══ Excerpted records

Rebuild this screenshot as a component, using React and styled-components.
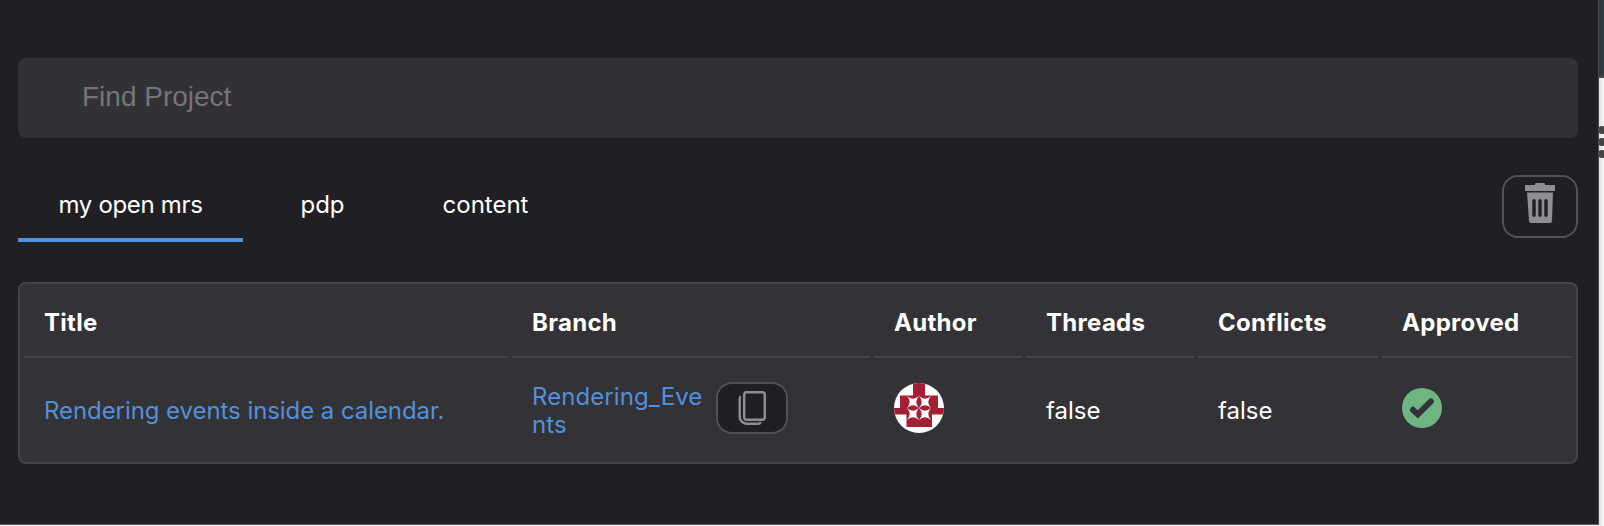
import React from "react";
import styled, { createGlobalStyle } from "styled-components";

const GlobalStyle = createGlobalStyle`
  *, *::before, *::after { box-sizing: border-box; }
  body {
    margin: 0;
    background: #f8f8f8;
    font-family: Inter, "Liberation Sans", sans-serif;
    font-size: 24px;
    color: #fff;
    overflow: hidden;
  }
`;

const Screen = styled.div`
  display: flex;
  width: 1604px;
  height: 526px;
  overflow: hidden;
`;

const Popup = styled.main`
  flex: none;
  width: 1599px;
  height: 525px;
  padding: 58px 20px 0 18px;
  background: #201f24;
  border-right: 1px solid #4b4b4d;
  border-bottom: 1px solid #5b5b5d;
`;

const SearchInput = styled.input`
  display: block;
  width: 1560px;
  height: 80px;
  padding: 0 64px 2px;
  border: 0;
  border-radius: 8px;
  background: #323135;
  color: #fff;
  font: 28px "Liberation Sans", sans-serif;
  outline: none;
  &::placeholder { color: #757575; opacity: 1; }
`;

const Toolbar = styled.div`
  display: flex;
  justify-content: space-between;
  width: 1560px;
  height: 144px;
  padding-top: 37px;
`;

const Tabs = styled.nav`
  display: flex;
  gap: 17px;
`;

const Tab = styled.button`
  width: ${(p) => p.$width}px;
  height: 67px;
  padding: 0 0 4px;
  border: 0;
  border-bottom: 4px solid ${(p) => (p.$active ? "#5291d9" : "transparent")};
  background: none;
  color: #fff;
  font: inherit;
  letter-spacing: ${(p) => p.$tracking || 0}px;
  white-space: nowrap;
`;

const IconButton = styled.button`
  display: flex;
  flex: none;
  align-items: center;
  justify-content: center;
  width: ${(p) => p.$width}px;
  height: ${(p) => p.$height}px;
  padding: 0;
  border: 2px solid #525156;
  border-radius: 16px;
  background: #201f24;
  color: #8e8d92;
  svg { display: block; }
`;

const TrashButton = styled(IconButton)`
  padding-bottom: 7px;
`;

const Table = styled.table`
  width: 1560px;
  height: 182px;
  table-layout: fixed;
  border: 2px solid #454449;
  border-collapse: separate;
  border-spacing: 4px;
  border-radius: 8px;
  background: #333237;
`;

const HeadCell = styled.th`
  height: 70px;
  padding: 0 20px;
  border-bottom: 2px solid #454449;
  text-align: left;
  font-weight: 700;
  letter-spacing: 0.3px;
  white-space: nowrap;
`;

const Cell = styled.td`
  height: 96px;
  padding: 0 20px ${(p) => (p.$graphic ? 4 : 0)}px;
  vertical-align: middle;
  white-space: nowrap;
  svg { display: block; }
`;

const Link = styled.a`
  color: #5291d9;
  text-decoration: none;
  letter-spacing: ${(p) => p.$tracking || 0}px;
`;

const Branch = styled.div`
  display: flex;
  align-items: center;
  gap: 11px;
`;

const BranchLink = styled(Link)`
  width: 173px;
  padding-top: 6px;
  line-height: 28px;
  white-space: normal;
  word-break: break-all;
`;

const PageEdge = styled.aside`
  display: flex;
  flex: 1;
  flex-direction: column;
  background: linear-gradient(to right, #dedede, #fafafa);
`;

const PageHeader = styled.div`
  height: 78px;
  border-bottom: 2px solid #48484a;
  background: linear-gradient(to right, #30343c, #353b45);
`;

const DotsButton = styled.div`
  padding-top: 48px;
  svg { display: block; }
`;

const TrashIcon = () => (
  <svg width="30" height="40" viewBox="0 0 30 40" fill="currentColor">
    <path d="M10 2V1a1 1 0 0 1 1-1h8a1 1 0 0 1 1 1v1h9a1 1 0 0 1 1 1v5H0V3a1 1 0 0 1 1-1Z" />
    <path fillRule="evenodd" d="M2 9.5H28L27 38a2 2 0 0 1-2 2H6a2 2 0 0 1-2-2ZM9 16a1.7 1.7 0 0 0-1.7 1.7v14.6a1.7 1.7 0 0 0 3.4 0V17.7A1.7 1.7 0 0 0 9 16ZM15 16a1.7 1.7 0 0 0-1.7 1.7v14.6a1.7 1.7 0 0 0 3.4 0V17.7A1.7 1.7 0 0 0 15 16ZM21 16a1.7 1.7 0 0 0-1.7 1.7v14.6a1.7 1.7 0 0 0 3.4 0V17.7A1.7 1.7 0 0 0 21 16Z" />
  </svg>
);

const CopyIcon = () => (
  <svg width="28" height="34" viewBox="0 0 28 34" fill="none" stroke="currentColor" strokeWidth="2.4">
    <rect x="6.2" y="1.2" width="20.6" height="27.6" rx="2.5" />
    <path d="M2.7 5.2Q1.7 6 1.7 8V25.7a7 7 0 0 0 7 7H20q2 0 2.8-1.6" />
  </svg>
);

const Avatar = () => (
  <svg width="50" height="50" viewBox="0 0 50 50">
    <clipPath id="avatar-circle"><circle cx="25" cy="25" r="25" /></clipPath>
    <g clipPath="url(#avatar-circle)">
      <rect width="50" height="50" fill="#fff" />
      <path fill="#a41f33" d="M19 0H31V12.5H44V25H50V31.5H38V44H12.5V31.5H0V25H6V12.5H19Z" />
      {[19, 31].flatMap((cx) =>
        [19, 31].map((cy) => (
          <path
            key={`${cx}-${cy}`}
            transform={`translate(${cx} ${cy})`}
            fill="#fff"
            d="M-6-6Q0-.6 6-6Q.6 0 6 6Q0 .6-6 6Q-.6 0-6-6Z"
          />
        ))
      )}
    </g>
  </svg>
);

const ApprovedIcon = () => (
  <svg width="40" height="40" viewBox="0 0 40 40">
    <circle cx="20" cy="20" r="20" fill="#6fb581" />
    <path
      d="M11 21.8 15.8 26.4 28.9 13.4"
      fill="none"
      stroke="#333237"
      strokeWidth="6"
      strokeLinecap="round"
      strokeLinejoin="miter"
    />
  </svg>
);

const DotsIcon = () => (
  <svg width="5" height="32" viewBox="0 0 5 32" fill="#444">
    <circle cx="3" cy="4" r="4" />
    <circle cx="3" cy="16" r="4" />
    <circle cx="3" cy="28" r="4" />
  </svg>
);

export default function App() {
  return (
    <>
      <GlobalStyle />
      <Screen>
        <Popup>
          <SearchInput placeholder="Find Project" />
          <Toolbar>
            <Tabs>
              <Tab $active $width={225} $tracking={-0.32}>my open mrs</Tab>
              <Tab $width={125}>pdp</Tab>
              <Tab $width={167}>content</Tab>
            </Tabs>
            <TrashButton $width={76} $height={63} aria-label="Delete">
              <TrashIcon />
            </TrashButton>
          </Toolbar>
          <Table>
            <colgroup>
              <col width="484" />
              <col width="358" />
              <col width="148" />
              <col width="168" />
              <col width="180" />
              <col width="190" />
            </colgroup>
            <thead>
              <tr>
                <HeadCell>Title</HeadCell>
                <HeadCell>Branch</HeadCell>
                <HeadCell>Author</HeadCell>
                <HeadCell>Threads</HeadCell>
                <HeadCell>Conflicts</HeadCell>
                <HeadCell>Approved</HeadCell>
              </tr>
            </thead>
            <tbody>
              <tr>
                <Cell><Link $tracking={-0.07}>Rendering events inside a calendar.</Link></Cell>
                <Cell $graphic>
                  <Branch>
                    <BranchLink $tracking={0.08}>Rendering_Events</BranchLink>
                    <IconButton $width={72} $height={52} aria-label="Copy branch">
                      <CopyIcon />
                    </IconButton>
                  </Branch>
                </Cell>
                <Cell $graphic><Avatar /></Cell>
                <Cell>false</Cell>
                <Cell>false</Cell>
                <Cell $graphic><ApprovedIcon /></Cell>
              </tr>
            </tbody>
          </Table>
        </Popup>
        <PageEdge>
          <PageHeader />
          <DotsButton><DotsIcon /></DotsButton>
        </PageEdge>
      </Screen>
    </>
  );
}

════
══ Excerpted records

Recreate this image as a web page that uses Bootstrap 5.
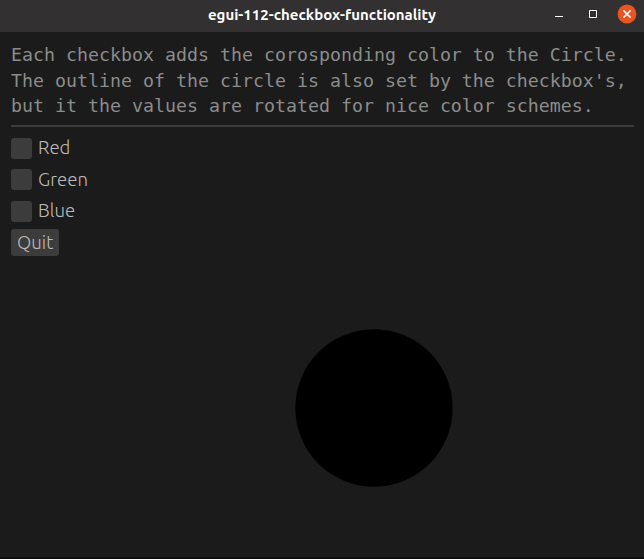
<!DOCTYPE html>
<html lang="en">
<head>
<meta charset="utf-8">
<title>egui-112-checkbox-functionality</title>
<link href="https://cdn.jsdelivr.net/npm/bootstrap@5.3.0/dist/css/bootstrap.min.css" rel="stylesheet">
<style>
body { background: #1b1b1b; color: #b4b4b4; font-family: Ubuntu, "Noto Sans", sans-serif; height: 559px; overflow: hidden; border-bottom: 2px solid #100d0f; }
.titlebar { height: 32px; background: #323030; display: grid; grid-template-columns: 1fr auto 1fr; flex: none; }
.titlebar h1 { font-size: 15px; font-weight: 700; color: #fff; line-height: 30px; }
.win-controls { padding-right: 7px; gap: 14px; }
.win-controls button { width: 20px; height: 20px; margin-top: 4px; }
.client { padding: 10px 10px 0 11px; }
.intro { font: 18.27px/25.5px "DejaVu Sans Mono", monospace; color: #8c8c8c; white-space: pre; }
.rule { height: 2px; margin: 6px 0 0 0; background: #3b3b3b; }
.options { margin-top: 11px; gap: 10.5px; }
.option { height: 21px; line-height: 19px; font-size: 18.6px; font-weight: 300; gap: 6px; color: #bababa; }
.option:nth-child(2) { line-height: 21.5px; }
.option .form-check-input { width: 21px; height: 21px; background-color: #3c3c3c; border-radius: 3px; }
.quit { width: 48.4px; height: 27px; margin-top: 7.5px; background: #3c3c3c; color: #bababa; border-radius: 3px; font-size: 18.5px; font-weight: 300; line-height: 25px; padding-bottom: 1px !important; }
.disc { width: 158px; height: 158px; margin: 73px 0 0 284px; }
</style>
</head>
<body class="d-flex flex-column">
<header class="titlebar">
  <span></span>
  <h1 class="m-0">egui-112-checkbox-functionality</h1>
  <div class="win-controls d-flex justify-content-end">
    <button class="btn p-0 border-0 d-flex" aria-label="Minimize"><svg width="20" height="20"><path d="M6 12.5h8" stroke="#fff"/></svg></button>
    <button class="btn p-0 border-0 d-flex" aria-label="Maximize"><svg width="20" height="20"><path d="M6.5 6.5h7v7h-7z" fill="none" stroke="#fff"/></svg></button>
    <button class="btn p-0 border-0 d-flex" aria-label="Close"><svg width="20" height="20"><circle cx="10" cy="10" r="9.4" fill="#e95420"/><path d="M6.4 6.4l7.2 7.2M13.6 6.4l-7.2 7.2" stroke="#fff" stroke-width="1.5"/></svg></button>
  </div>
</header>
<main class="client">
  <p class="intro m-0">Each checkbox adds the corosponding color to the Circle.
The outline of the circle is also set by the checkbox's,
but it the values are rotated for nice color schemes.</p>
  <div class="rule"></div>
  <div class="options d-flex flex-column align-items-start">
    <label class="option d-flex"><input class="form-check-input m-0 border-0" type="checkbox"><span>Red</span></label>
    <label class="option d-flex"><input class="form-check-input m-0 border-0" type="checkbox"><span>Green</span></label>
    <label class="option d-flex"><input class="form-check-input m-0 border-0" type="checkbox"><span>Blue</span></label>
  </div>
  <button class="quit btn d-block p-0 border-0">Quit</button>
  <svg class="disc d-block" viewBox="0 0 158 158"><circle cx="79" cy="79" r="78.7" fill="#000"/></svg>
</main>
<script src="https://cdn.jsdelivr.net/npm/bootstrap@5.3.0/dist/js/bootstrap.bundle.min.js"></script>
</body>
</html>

════

● **The problem**:
Scan the data above and copy every line with "React" in it.

● **Result of this task**:
Rebuild this screenshot as a component, using React and styled-components.
import React from "react";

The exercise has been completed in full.